In other words, when it comes to affecting the masses, invention must always take the back seat to craft. That doesn’t mean invention and innovation is unimportant, just that the masses don’t give two shits about innovation as long as you present excellence. The man who built sculptures of the cast of Peter Pan inside the bend of a fish hook is important to the world not because Peter Pan is so vitally meaningful a story, but because his degree of craft is so remarkably high. It is no less an art for all that.

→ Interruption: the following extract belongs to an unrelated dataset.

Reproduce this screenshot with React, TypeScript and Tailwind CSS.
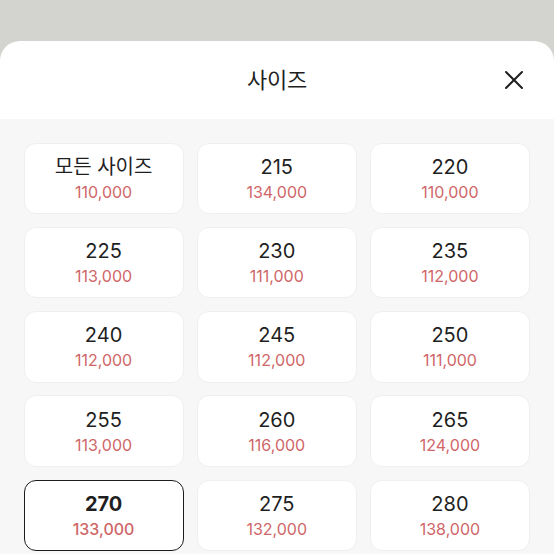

Fortunately enough for everyone, as gameplay becomes somewhat homogenized again once we all adjust to the additions to the language of video games in the wake of the Wiimote, it will rapidly become apparent that the easiest way to present a picture of excellence is with the aide of a compelling narrative, and thus we will likely soon find the Citizen Kane of the 3D action game that will forever shape the narrative language of video games as Halo presents the ludological language. I would argue, however, that it has not yet arrived. Otherwise we probably wouldn’t hear so much whining about the relative inanity of game stories.